In the early twentieth century, John, his brother Robert, and his cousin N. Penrose Jr moved to houses on Brush Hill Road in Milton, Massachusetts. He maintained a summer home on Wing’s Neck in Bourne, Massachusetts.

== Personal life ==
In 1905, Hallowell married Marian Hathaway Ladd (1884–1968), a cousin of Horatio Hathaway and a granddaughter of Alexander Hamilton Ladd, owner of the Moffatt-Ladd House. They had five children:

- William Ladd Hallowell (August 18, 1906 – January 10, 1978), who married Margaret Dillenger Barney, a granddaughter of Thomas Wentworth Higginson.
- Lt. Cmdr. John White Hallowell, Jr. (January 22, 1909 – July 17, 1980), stockbroker and yachtsman, who married Elizabeth Temple Emmet Lapsley.
- Roger Haydock Hallowell (December 7, 1910 – December 20, 1989), president and chairman of the Reed & Barton Corporation, decorated Silver Star who married Frances Lee Weeks, the first female trustee of the Museum of Fine Arts, delegate to the Republican National Convention in 1964 and 1968, and a daughter of Senator Sinclair Weeks.
- Eleanor Hathaway Hallowell (May 13, 1914 – October 15, 2000), who married Lt. Howard Lapsley, a grandson of Richard Stockton Emmet (1821-1902), and a nephew of Grenville Temple Emmet, Richard Stockton Emmet Jr, William Temple Emmet, Katherine Temple Emmet (wife of New York Supreme Court Justice Martin J. Keogh), and Elizabeth LeRoy Emmet (wife of Nicholas Biddle).
- Phillips Hallowell (born November 13, 1917), anesthesiologist who married Jane Cochrane (February 13, 1928), conservationist and granddaughter of Alexander Cochrane, Scottish-born manufacturer, capitalist, and founder of the Cochrane Chemical Company.

== Death ==
While working in the Boston Chamber of Commerce, Hallowell fell ill with typhoid fever on January 1, 1927, and within 4 days, succumbed to his illness at Philips House, Massachusetts General Hospital on January 5.

Hallowell left his entire estate to his wife, Marian Hathaway Ladd Hallowell, stating in a letter to the New York Times that “omission to provide for my children or for the issue of a deceased child is intentional and is not occasioned by accident or mistake, but my desire to leave all to my wife, and because of my trust in her wisdom and her discretion in the use of her property”.

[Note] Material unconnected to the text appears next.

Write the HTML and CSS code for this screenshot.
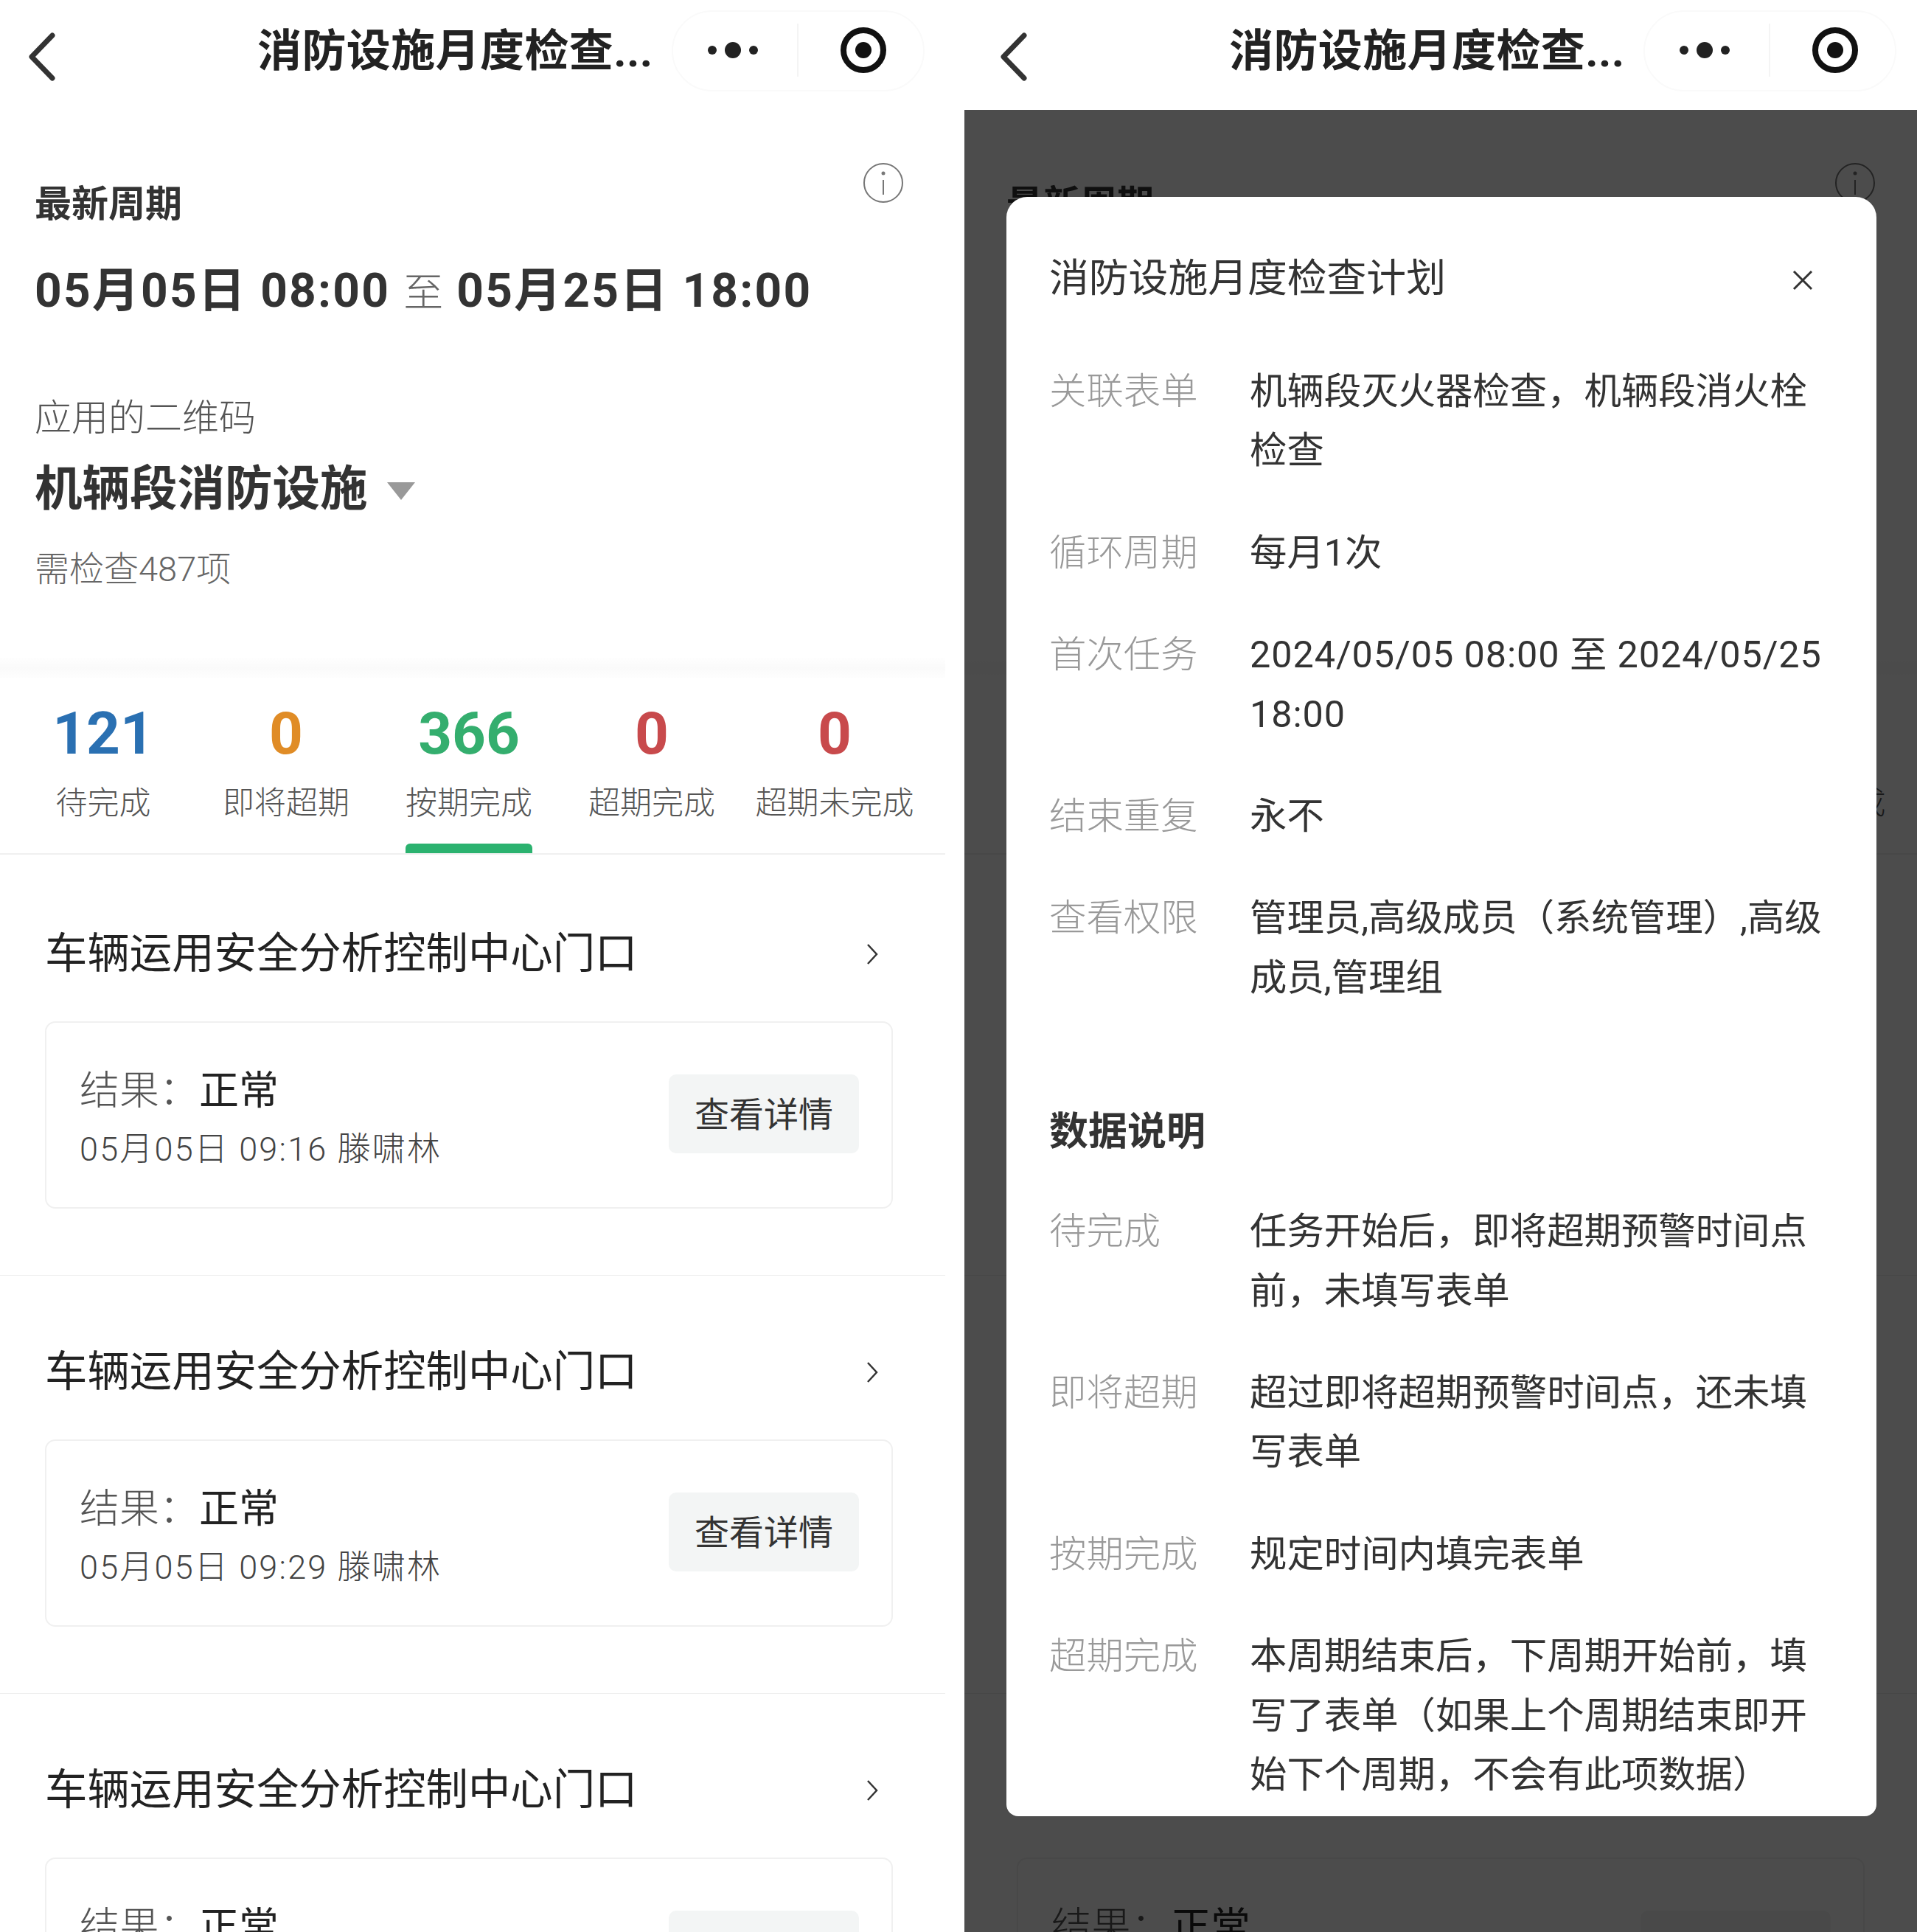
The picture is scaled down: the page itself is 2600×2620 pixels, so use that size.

Hallowell’s funeral took place January 7, 1927, at a Unitarian church in Milton Massachusetts, and was attended by Herbert Hoover, members of the Harvard Corporation and members of the Harvard Overseers.

After his death, The Harvard Crimson paid tribute to Hallowell: "Very rarely men arise with the genius for distinguished public service untouched by the ambition for public recognition. Such a man was John White Hallowell '01. His death in the very midst of manifold activities in the service of Harvard and the nation is a great personal loss. It is, however, the peculiar good fortune of humanity that the work and influence of a man blessed with purity of motives, strength of purpose, and clarity of vision, remain and grow stronger after he has passed away." He is buried in the Milton cemetery with his wife.